Quick Wins Fund Bigger Wins

Each useful experiment should make the next one easier.

The mistake is treating AI transformation as a two-year plan that starts with abstraction. The practical path is smaller: find a real workflow, build something useful, learn from use, and keep the residue.

The residue matters. A good experiment leaves behind reusable context, cleaner data, examples, prompts, tools, evaluation criteria, and confidence.

The Pattern

  1. Understand - Map the workflow and the friction
  2. Build - Create one bounded capability
  3. Use - Put it in front of real work
  4. Learn - Decide what to keep, improve, share, or stop
  5. Compound - Reuse what survived in the next build

Each phase generates data that informs the next.
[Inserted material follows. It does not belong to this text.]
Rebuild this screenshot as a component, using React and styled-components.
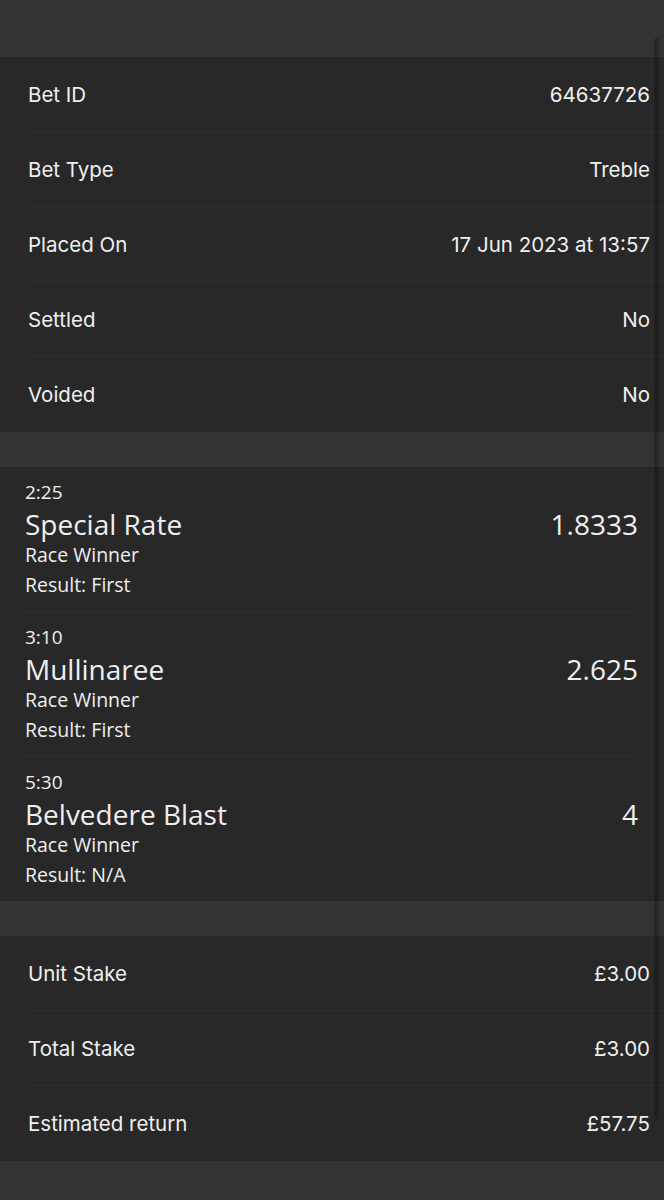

No big upfront bets.

Why This Works

  • Low risk: Small experiments, not massive commitments
  • Data-driven: Each phase produces evidence for the next decision
  • Compounding: Context and infrastructure from early work accelerate later work

Example

Even if early experiments find nothing actionable, you now have:

  • Queryable data warehouse
  • Mapped entity relationships
  • Better examples of what good and bad output look like
  • Foundation for future tooling

The investment isn’t “solve problem X” - it’s “build the substrate that makes solving future problems cheaper.”

Implication

Do not measure early AI work only by whether the first artifact becomes permanent. Measure whether the organization learned, captured context, and made the next useful thing cheaper.

Contrarian To

“We need a comprehensive AI strategy before we can start”

No. You need enough strategy to choose a safe, useful first move. The strategy gets sharper as capability compounds.